The prior is trained on ChEMBL v27 data processed through reaction-based slicing to generate (linker, warheads pair, full molecule) tuples. SMILES randomization augments the training data at each epoch, improving chemical space generalizability. The prior is trained by maximizing the likelihood of generating a linker conditioned on the input warhead pair, with teacher forcing for stability.

Multi-Parameter Optimization via RL

The scoring function $S(x)$ is a weighted geometric mean of individual component scores:

$$ S(x) = \left(\prod_{i=1}^{n} C_{i}(x)^{w_{i}}\right)^{\frac{1}{\sum_{i=1}^{n} w_{i}}} $$

where $x$ is a sampled linked molecule, $C_{i}(x)$ is the score for the $i$-th component, and $w_{i}$ is its weight.

The agent (initialized as a copy of the prior) is updated via the Difference of Augmented and Posterior likelihoods (DAP) loss. The augmented log likelihood is:

$$ \log \pi_{\text{augmented}} = \log \pi_{\text{prior}} + \sigma \cdot S(x) $$

where $\pi$ denotes a policy (token sampling probabilities conditioned on the sequence so far) and $\sigma$ is a scalar factor. The loss function is:

$$ J(\theta) = \left(\log \pi_{\text{augmented}} - \log \pi_{\text{agent}}\right)^{2} $$

Minimizing $J(\theta)$ steers the agent to generate molecules that satisfy the scoring function while remaining anchored to the prior’s chemical space.

Diversity Filters

Link-INVENT uses Diversity Filters (DFs) to balance exploration and exploitation. Buckets of limited size track unique Bemis-Murcko scaffolds. When a bucket is full, further sampling of that scaffold receives a score of zero, encouraging the agent to explore diverse chemical space regions.

Linker-Specific Scoring Components

New scoring components provide direct control over linker properties:

Linker effective length: number of bonds between attachment atoms
Linker maximum graph length: bonds in the longest graph traversal path
Linker length ratio: effective length divided by maximum graph length (controls branching)
Linker ratio of rotatable bonds: rotatable bonds over total bonds (controls flexibility)
Linker number of rings: controls linearity vs. cyclicity
Linker number of HBDs: hydrogen-bond donors in the linker itself

Experimental Evaluation Across Three Drug Discovery Tasks

Link-INVENT was evaluated through four experiments across three drug discovery applications, all using the same pre-trained prior.

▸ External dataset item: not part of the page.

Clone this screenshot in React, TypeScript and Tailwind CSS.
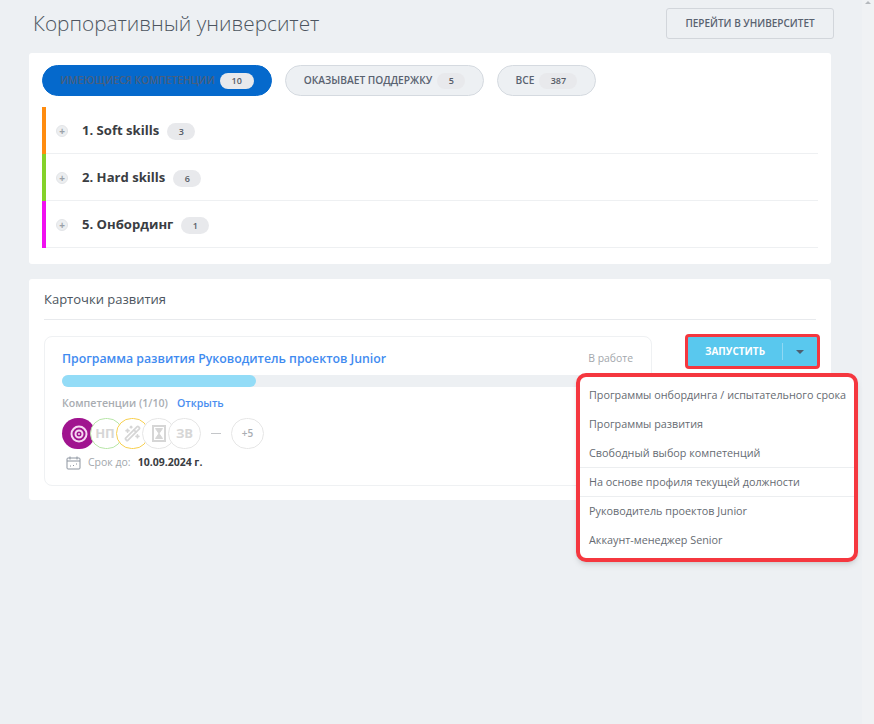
import React from 'react';
import { WandSparkles } from 'lucide-react';

const font = "font-['Open_Sans','Noto_Sans',sans-serif]";

const Count: React.FC<{ value: string; className?: string }> = ({ value, className }) => (
  <span className={`h-[16px] rounded-full bg-[#e8e9ec] flex items-center justify-center text-[9px] font-semibold text-[#555b66] ${className ?? ''}`}>
    {value}
  </span>
);

const FilterPill: React.FC<{ label: string; count: string; countWidth: string; active?: boolean; width: string }> = ({ label, count, countWidth, active, width }) => (
  <div className={`h-[31px] rounded-full border flex items-center justify-center gap-[5px] text-[10.2px] font-semibold ${width} ${active ? 'bg-[#0569cc] border-[#0569cc] text-[#4a5f7c]' : 'bg-[#edf0f3] border-[#d5dae0] text-[#596270]'}`}>
    <span className="whitespace-nowrap">{label}</span>
    <Count value={count} className={countWidth} />
  </div>
);

const SkillRow: React.FC<{ title: string; count: string; color: string }> = ({ title, count, color }) => (
  <div className="flex h-[47px]">
    <div className={`w-[4px] shrink-0 ${color}`}></div>
    <div className="flex-1 flex items-center border-b border-[#eef0f2] pl-[10px] pt-[1px]">
      <span className="w-[12px] h-[12px] rounded-full bg-[#eceef0] flex items-center justify-center text-[10px] leading-none font-bold text-[#9ba1a8] border border-[#e3e5e8]">+</span>
      <span className="ml-[14px] text-[13.1px] font-bold text-[#3a3d42]">{title}</span>
      <Count value={count} className="ml-[8px] w-[28px] h-[17px] mt-[2px]" />
    </div>
  </div>
);

const Circle: React.FC<{ children: React.ReactNode; className?: string }> = ({ children, className }) => (
  <div className={`relative w-[33px] h-[31px] rounded-full border-[1.5px] bg-white flex items-center justify-center text-[13px] font-bold text-[#d6d6d6] shrink-0 ${className ?? ''}`}>
    {children}
  </div>
);

const App: React.FC = () => {
  return (
    <div className={`relative w-[874px] h-[724px] overflow-hidden bg-[#edf0f3] ${font}`}>
      {/* Scrollbar strip */}
      <div className="absolute right-0 top-0 bottom-0 w-[12px] bg-[#f0f2f4]">
        <div className="mx-auto mt-[1px] w-0 h-0 border-x-[3px] border-x-transparent border-b-[3px] border-b-[#b5b9bd]"></div>
      </div>

      <div className="w-[831px] ml-[29px]">
        {/* Header */}
        <div className="w-[805px] h-[53px] flex items-start justify-between pl-[4px]">
          <h1 className="mt-[7px] text-[20.8px] leading-[32px] font-light text-[#4c5560]">Корпоративный университет</h1>
          <button className="mt-[8px] w-[168px] h-[31px] rounded-[3px] border border-[#d2d6db] text-[10px] font-semibold text-[#596270]">
            ПЕРЕЙТИ В УНИВЕРСИТЕТ
          </button>
        </div>

        {/* Competencies */}
        <section className="w-[802px] h-[211px] bg-white rounded-[3px] pl-[13px] pr-[13px] pt-[12px]">
          <div className="flex gap-[13px]">
            <FilterPill label="ИМЕЮЩИЕСЯ КОМПЕТЕНЦИИ" count="10" countWidth="w-[34px]" active width="w-[230px]" />
            <FilterPill label="ОКАЗЫВАЕТ ПОДДЕРЖКУ" count="5" countWidth="w-[28px]" width="w-[199px]" />
            <FilterPill label="ВСЕ" count="387" countWidth="w-[38px]" width="w-[99px]" />
          </div>
          <div className="mt-[11px]">
            <SkillRow title="1. Soft skills" count="3" color="bg-[#ff8c0f]" />
            <SkillRow title="2. Hard skills" count="6" color="bg-[#84d12a]" />
            <SkillRow title="5. Онбординг" count="1" color="bg-[#f010f0]" />
          </div>
        </section>

        {/* Development cards */}
        <section className="w-[802px] h-[221px] mt-[15px] bg-white rounded-[3px] px-[15px]">
          <div className="h-[41px] pt-[1px] flex items-center border-b border-[#e8eaed] text-[13px] text-[#4c5560]">Карточки развития</div>

          <div className="w-[776px] mt-[16px] flex items-start">
            <div className="w-[608px] h-[150px] shrink-0 rounded-[8px] border border-[#eff1f3] pt-[13px] pl-[17px] overflow-hidden">
              <div className="flex items-center justify-between pr-[18px]">
                <span className="text-[12.3px] font-semibold text-[#3f8bf0]">Программа развития Руководитель проектов Junior</span>
                <span className="text-[10.4px] text-[#a3a7ac]">В работе</span>
              </div>
              <div className="mt-[7px] h-[12px] w-[600px] rounded-full bg-[#edf0f3]">
                <div className="h-full w-[194px] rounded-full bg-[#93dcf7]"></div>
              </div>
              <div className="mt-[9px] flex items-center text-[10.6px] font-semibold">
                <span className="text-[#a9adb2]">Компетенции (1/10)</span>
                <span className="ml-[9px] text-[#4b8ef0]">Открыть</span>
              </div>
              <div className="mt-[6px] flex items-center">
                <div className="w-[33px] h-[31px] rounded-full bg-[#a0148f] flex items-center justify-center shrink-0">
                  <svg width="18" height="18" viewBox="0 0 18 18" fill="none" stroke="#f6d8f2">
                    <circle cx="9" cy="9" r="7.5" strokeWidth="2" />
                    <circle cx="9" cy="9" r="3.5" strokeWidth="2" />
                    <circle cx="9" cy="9" r="1" fill="#f6d8f2" stroke="none" />
                  </svg>
                </div>
                <Circle className="ml-[-5px] border-[#b8e6a8] pr-[3px] text-[12px]">НП</Circle>
                <Circle className="ml-[-7px] border-[#f8d050]"><WandSparkles size={17} strokeWidth={2.4} /></Circle>
                <Circle className="ml-[-7px] border-[#e6e6e6]">
                  <svg width="14" height="17" viewBox="0 0 14 17" fill="none" stroke="#d6d6d6" strokeWidth="2">
                    <rect x="1" y="1" width="12" height="15" />
                    <path d="M3.5 3.5h7L3.5 13.5h7z" fill="#d6d6d6" strokeWidth="1" />
                  </svg>
                </Circle>
                <Circle className="ml-[-7px] border-[#e6e6e6]">ЗВ</Circle>
                <span className="ml-[10px] w-[10px] h-px bg-[#c4c6c9]"></span>
                <div className="ml-[10px] w-[33px] h-[31px] rounded-full border-[1.5px] border-[#e6e6e6] flex items-center justify-center text-[10px] font-semibold text-[#a9adb2]">+5</div>
              </div>
              <div className="mt-[6px] ml-[4px] flex items-center text-[10.5px]">
                <svg width="15" height="14" viewBox="0 0 15 14" fill="none" stroke="#8d95a0" strokeWidth="1">
                  <rect x="1" y="2" width="13" height="11" rx="1" />
                  <path d="M1 5h13M4 0.5v3M11 0.5v3" />
                  <path d="M4 10h1M7 9.5h1M10 8h1" strokeWidth="1.2" />
                </svg>
                <span className="ml-[7px] text-[#a3a7ac]">Срок до:</span>
                <span className="ml-[7px] font-bold text-[#3a3d42]">10.09.2024 г.</span>
              </div>
            </div>

            {/* Launch button */}
            <div className="ml-[33px] mt-[-2px] w-[135px] h-[35px] shrink-0 rounded-[4px] border-[3px] border-[#f5373f] bg-[#59c8ee] flex items-center text-white">
              <span className="w-[94px] text-center text-[10px] font-bold">ЗАПУСТИТЬ</span>
              <span className="w-px h-[17px] bg-[#8fd8f3]"></span>
              <span className="flex-1 flex justify-center">
                <span className="w-0 h-0 border-x-[4px] border-x-transparent border-t-[4px] border-t-[#4c5f70]"></span>
              </span>
            </div>
          </div>
        </section>
      </div>

      {/* Launch dropdown */}
      <div className="absolute left-[576px] top-[373px] w-[282px] h-[189px] rounded-[10px] border-[4px] border-[#f5373f] bg-white shadow-md text-[10.8px] text-[#666b72] overflow-hidden">
        <div className="pt-[4px]">
          <div className="h-[29px] pl-[9px] flex items-center whitespace-nowrap">Программы онбординга / испытательного срока</div>
          <div className="h-[29px] pl-[9px] flex items-center">Программы развития</div>
          <div className="h-[29px] pl-[9px] flex items-center border-b border-[#eceef0]">Свободный выбор компетенций</div>
          <div className="h-[29px] pl-[9px] flex items-center border-b border-[#eceef0]">На основе профиля текущей должности</div>
          <div className="h-[29px] pl-[9px] flex items-center">Руководитель проектов Junior</div>
          <div className="h-[29px] pl-[9px] flex items-center">Аккаунт-менеджер Senior</div>
        </div>
      </div>
    </div>
  );
};

export default App;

Illustrative Example: Two Benzene Rings

A simple experiment linked two benzene rings with the objectives of limiting HBDs and requiring exactly one ring in the linker. Over 20 epochs, the agent learned to satisfy both objectives, demonstrating the basic RL-guided generation process.

Experiment 1a: Fragment Linking (CK2 alpha Inhibitors)

Based on the casein kinase 2 (CK2 alpha) fragment linking campaign by Fusco and Brear et al., Link-INVENT was tasked with linking two fragment hits while retaining the Lys68 hydrogen-bond interaction via a DockStream docking constraint (Glide/LigPrep backend). The scoring function also enforced linker length ratio >= 70 and linker MW <= 200 Da.

Over 100 epochs in triplicate, the agent generated molecules with gradually improving docking scores. Key results:

Docking score distributions across triplicates were nearly identical, demonstrating reproducibility
Some generated molecules achieved more favorable docking scores than the reference ligand CAM4066 (-15.20 kcal/mol)
More than 5000 unique Bemis-Murcko scaffolds were generated, with minimal overlap across replicates
Binding pose analysis showed the generated linker closely resembled the ground-truth linker, retaining the Lys68 interaction

Experiment 1b: Comparison Fragment Linking (IMPDH Inhibitors)

Using the IMPDH inhibitor fragment linking case study from Trapero et al., this experiment applied core constrained docking (fragment pose within 0.3 A of reference) and compared results to DeLinker and SyntaLinker. The scoring function enforced linker effective length in [3, 5], length ratio >= 70, and linker MW <= 150 Da.

Link-INVENT generated 8960 SMILES across 70 epochs (comparable to DeLinker’s 9000 molecular graphs). Results:

Link-INVENT generated molecules with more favorable docking scores than the reference ligand across triplicate runs
Of 20 DeLinker and 3 SyntaLinker example molecules, none and one (the recovered reference) docked better than or equal to the reference
Approximately 3000 unique Bemis-Murcko scaffolds were generated from 5000 total molecules
Link-INVENT’s advantage comes from including docking explicitly as a learning objective rather than applying it post hoc

Experiment 2: Scaffold Hopping (DLK Inhibitor CNS Optimization)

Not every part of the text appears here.